One of the most outstanding films of the 1980s was A Hora da Estrela (The Hour of the Star) (1985) directed by Susana Amaral. Based on a novel by Clarice Lispector, it tells the poignant story of an immigrant girl from the northeast in the metropolis of São Paulo. The other outstanding films of the 80s were Carlos Diegues’ Bye Bye Brasil, about a circus caravan with a declining audience, and Hector Babenco’s Pixote, a realistic and disturbing tale of juvenile delinquents in São Paulo, performed by non-professional actors.
As a result of a 1993 law giving financial incentives to Brazilian film production, the number of films currently being produced in Brazil has increased dramatically and there are now Brazilian films being shown in cinemas all over the world.
O Quatrilho (1996), directed by Fábio Barreto, a tale of two married immigrant couples set in Rio Grande do Sul, and O Que É Isso, Companheiro? (Four Days in September) (1998), directed by Bruno Barreto, the true story of the 1969 kidnapping of the American Ambassador to Brazil, were both Oscar nominees for Best Film in a Foreign Language.
Central do Brasil (Central Station), directed by Walter Salles, won the Golden Bear Grand Prix at the Berlin International Film Festival in 1998, and in January 1999 captured the Hollywood Foreign Press Association's Golden Globe award for foreign language film.
In 2002 an even greater international impact was made by Fernando Meirelles’ Cidade de Deus (City of God), a gripping depiction of drugs, guns and gangs in the life of a Rio de Janeiro favela between the 1960s and 1980s.

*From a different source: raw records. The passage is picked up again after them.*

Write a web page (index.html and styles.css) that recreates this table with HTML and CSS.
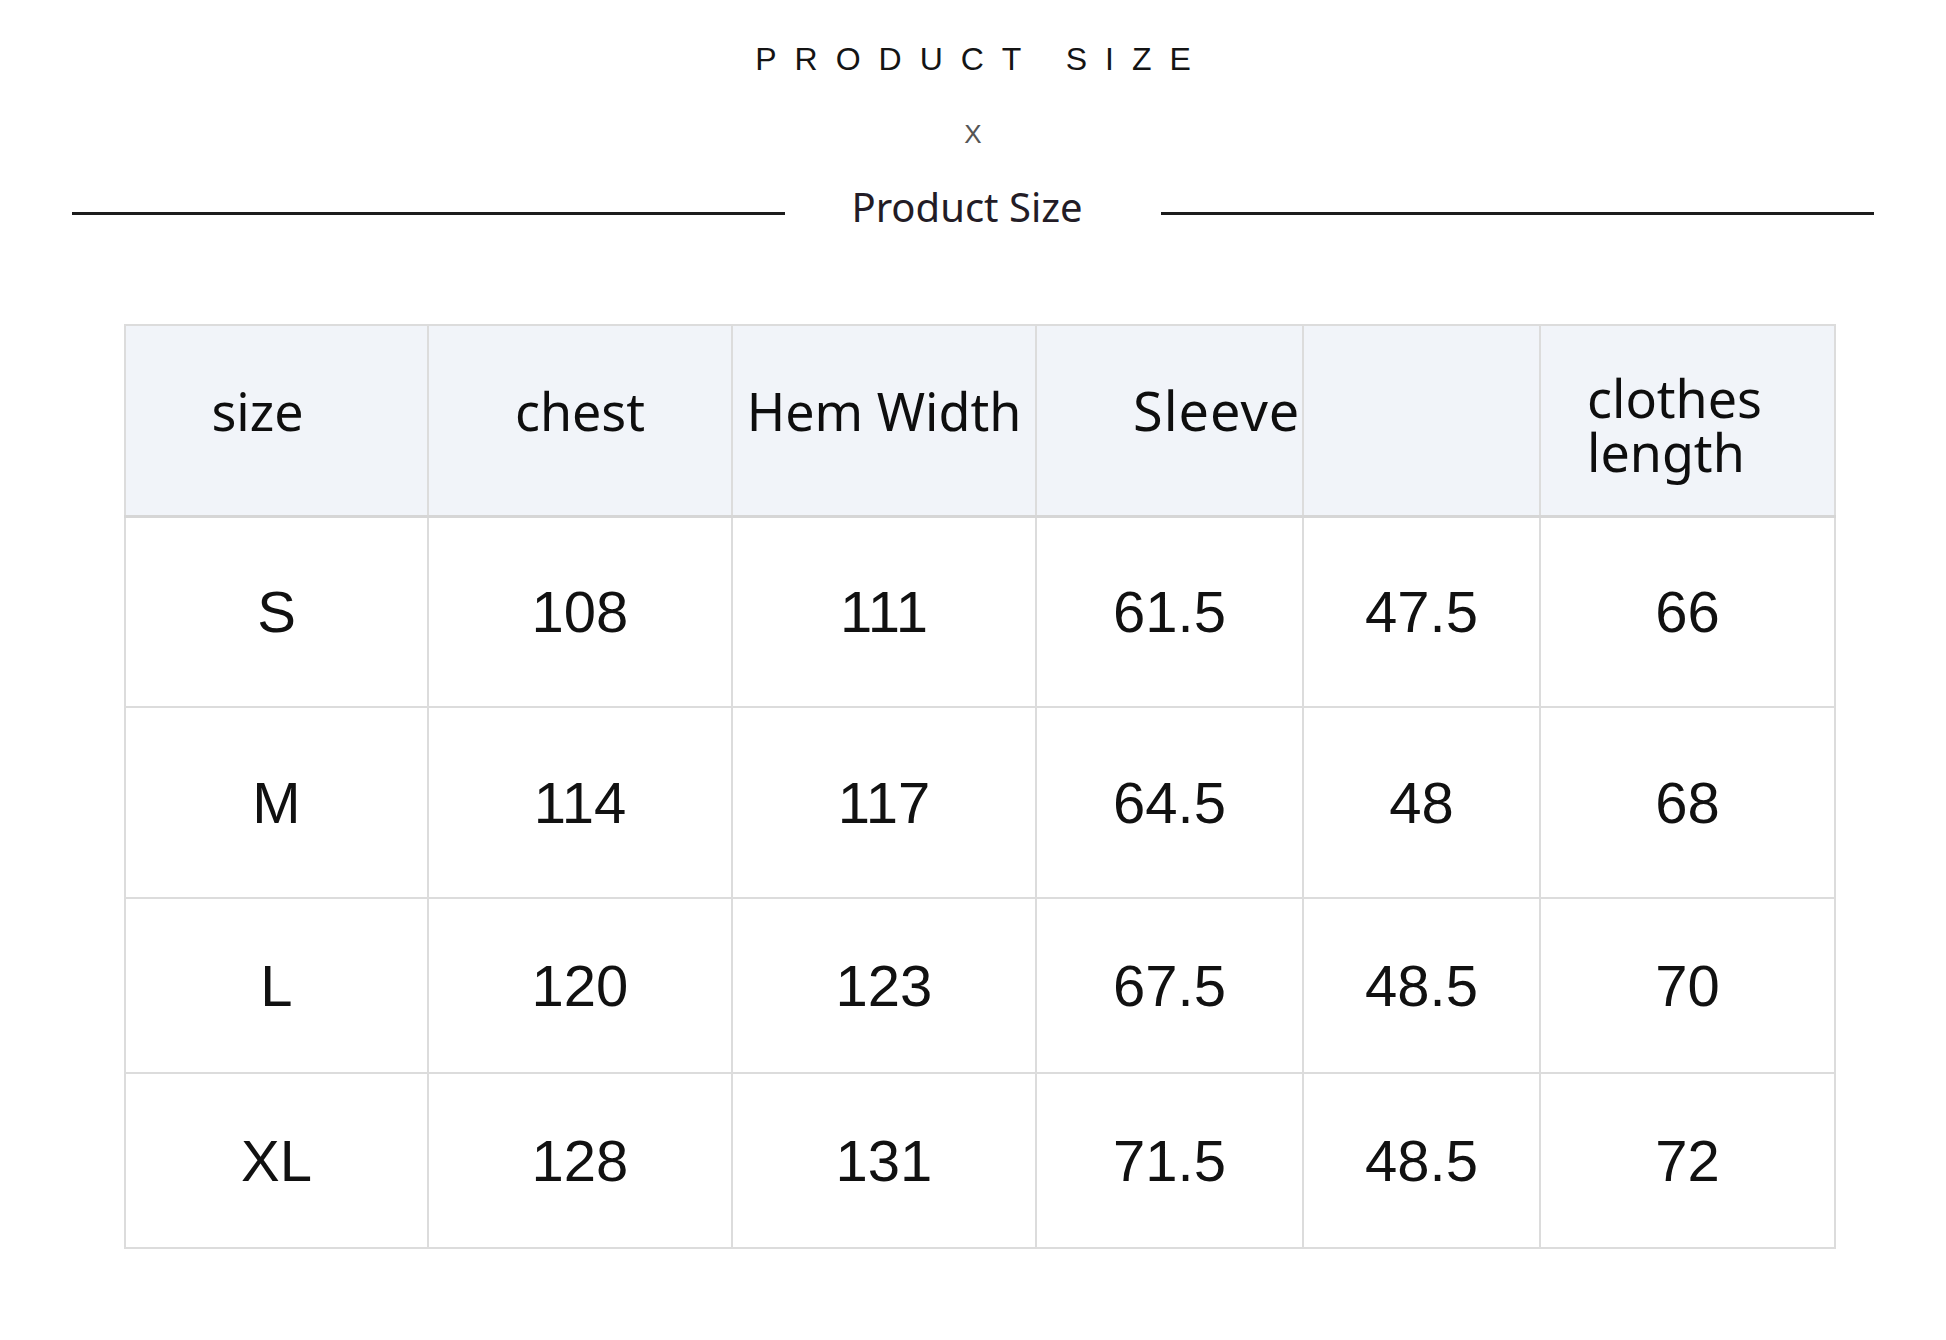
FILE: index.html
```html
<!DOCTYPE html>
<html lang="en">
<head>
  <meta charset="UTF-8">
  <meta name="viewport" content="width=device-width, initial-scale=1.0">
  <title>Product Size</title>
  <link rel="stylesheet" href="styles.css">
</head>
<body>
  <div class="page">
    <header class="heading">
      <div class="heading-caps">PRODUCT SIZE</div>
      <div class="heading-x">X</div>
      <div class="heading-row">
        <span class="rule"></span>
        <h2 class="heading-title">Product Size</h2>
        <span class="rule"></span>
      </div>
    </header>

    <table class="size-table">
      <colgroup>
        <col class="c1">
        <col class="c2">
        <col class="c3">
        <col class="c4">
        <col class="c5">
        <col class="c6">
      </colgroup>
      <thead>
        <tr>
          <th class="th-size">size</th>
          <th>chest</th>
          <th>Hem Width</th>
          <th class="th-sleeve">Sleeve</th>
          <th></th>
          <th class="th-length"><span class="th-line">clothes</span><span class="th-line">length</span></th>
        </tr>
      </thead>
      <tbody>
        <tr class="row-tall">
          <td>S</td><td>108</td><td>111</td><td>61.5</td><td>47.5</td><td>66</td>
        </tr>
        <tr class="row-tall">
          <td>M</td><td>114</td><td>117</td><td>64.5</td><td>48</td><td>68</td>
        </tr>
        <tr class="row-short">
          <td>L</td><td>120</td><td>123</td><td>67.5</td><td>48.5</td><td>70</td>
        </tr>
        <tr class="row-short">
          <td>XL</td><td>128</td><td>131</td><td>71.5</td><td>48.5</td><td>72</td>
        </tr>
      </tbody>
    </table>
  </div>
</body>
</html>
```

FILE: styles.css
```css
/* Reset */
* {
  margin: 0;
  padding: 0;
  box-sizing: border-box;
}
body {
  background: #fff;
  color: #111;
  font-family: 'Liberation Sans', Arial, sans-serif;
}

.page {
  width: 1946px;
  padding: 43px 72px 0;
}

/* Heading block */
.heading {
  display: flex;
  flex-direction: column;
  align-items: center;
}
.heading-caps {
  font-size: 32px;
  line-height: 32px;
  letter-spacing: 18px;
  margin-right: -18px;
  color: #141414;
}
.heading-x {
  margin-top: 46px;
  font-size: 26px;
  line-height: 26px;
  color: #555;
}
.heading-row {
  align-self: stretch;
  display: flex;
  align-items: flex-start;
  margin-top: 40px;
}
.rule {
  flex: 1;
  height: 3px;
  margin-top: 25px;
  background: #1c1c1c;
}
.heading-title {
  margin: 0 78px 0 66px;
  font-family: 'Noto Sans', sans-serif;
  font-size: 40px;
  line-height: 40px;
  font-weight: 400;
  color: #231c26;
}

/* Size table */
.size-table {
  margin: 97px 0 0 52px;
  width: 1710px;
  table-layout: fixed;
  border-collapse: collapse;
}
.c1 { width: 303px; }
.c2 { width: 304px; }
.c3 { width: 304px; }
.c4 { width: 267px; }
.c5 { width: 237px; }
.c6 { width: 295px; }

.size-table th,
.size-table td {
  border: 2px solid #dcdcdc;
  text-align: center;
  vertical-align: middle;
}
.size-table thead tr {
  height: 191px;
}
.size-table th {
  background: #f1f4f9;
  border-bottom: 3px solid #d6d6d6;
  padding-bottom: 20px;
  font-family: 'Noto Sans', sans-serif;
  font-size: 52px;
  font-weight: 400;
  color: #0e0e0e;
  white-space: nowrap;
}
.th-size {
  padding-right: 38px;
}
.th-sleeve {
  text-align: left !important;
  padding-left: 96px;
  font-size: 54px !important;
  letter-spacing: 1px;
}
.th-length {
  text-align: left !important;
  padding: 10px 0 0 46px !important;
}
.th-line {
  display: block;
  line-height: 54px;
}

.size-table td {
  font-size: 58px;
  color: #111;
}
.row-tall { height: 191px; }
.row-short { height: 175px; }
```
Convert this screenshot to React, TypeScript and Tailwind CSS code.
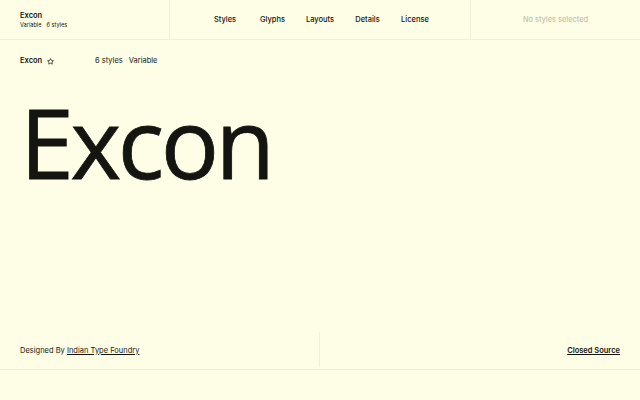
import React from "react";

export default function App() {
  return (
    <div className="w-[640px] h-[400px] bg-[#fefee6] text-[#151510] flex flex-col overflow-hidden" style={{ fontFamily: "Inter, 'Liberation Sans', sans-serif" }}>
      <header className="h-[40px] flex border-b border-[#f0f0d6] shrink-0">
        <div className="w-[170px] border-r border-[#f0f0d6] px-5 flex flex-col justify-center">
          <div className="text-[7.5px] font-semibold leading-[10px]">Excon</div>
          <div className="text-[5.6px] leading-[8px] flex gap-[5px]"><span>Variable</span><span>6 styles</span></div>
        </div>
        <nav className="w-[300px] flex items-center justify-center text-[7.5px] font-medium">
          <span className="w-[47.5px] text-center">Styles</span>
          <span className="w-[47.5px] text-center">Glyphs</span>
          <span className="w-[47.5px] text-center">Layouts</span>
          <span className="w-[47.5px] text-center">Details</span>
          <span className="w-[47.5px] text-center">License</span>
        </nav>
        <div className="flex-1 border-l border-[#f0f0d6] flex items-center justify-center text-[7.4px] text-[#c4c4ac] font-medium">No styles selected</div>
      </header>
      <div className="h-[40px] flex items-center px-5 pt-[2px] text-[7.5px] shrink-0">
        <div className="w-[75px] flex items-center gap-[5px]">
          <span className="font-semibold">Excon</span>
          <svg width="7" height="7" viewBox="0 0 24 24" fill="none" stroke="#151510" strokeWidth="2.4" strokeLinejoin="round"><polygon points="12 2 15.1 8.3 22 9.3 17 14.1 18.2 21 12 17.8 5.8 21 7 14.1 2 9.3 8.9 8.3 12 2" /></svg>
        </div>
        <div className="flex gap-[6px]"><span>6 styles</span><span>Variable</span></div>
      </div>
      <div className="flex-1 px-5 pt-[1px]">
        <div className="text-[97px] leading-[120px] tracking-[-3.5px] text-[#141410]" style={{ fontFamily: "'Open Sans', 'Noto Sans', sans-serif", WebkitTextStroke: "0.8px #141410" }}>Excon</div>
      </div>
      <footer className="h-[40px] flex border-b border-[#f0f0d6] shrink-0 mb-[30px]">
        <div className="w-[320px] border-r border-[#f0f0d6] my-[2px] px-5 pt-[2px] flex items-center text-[7.5px]">
          <span>Designed By&nbsp;</span><span className="underline">Indian Type Foundry</span>
        </div>
        <div className="flex-1 px-5 pt-[2px] flex items-center justify-end text-[7.5px] font-semibold">
          <span className="underline">Closed Source</span>
        </div>
      </footer>
    </div>
  );
}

Managing to tell an often tragic tale with verve, compassion and a touch of humour, it broke box office records in Brazil and seemed to herald a new boom in Brazilian cinema. Admissions to home-grown films more than tripled between 2002 and 2003, with Hector Babenco’s Carandiru, the true story of a prison riot in São Paulo, achieving even higher audience figures. In the words of Fernando Meirelles, “our cinema is living through one of its finest moments”.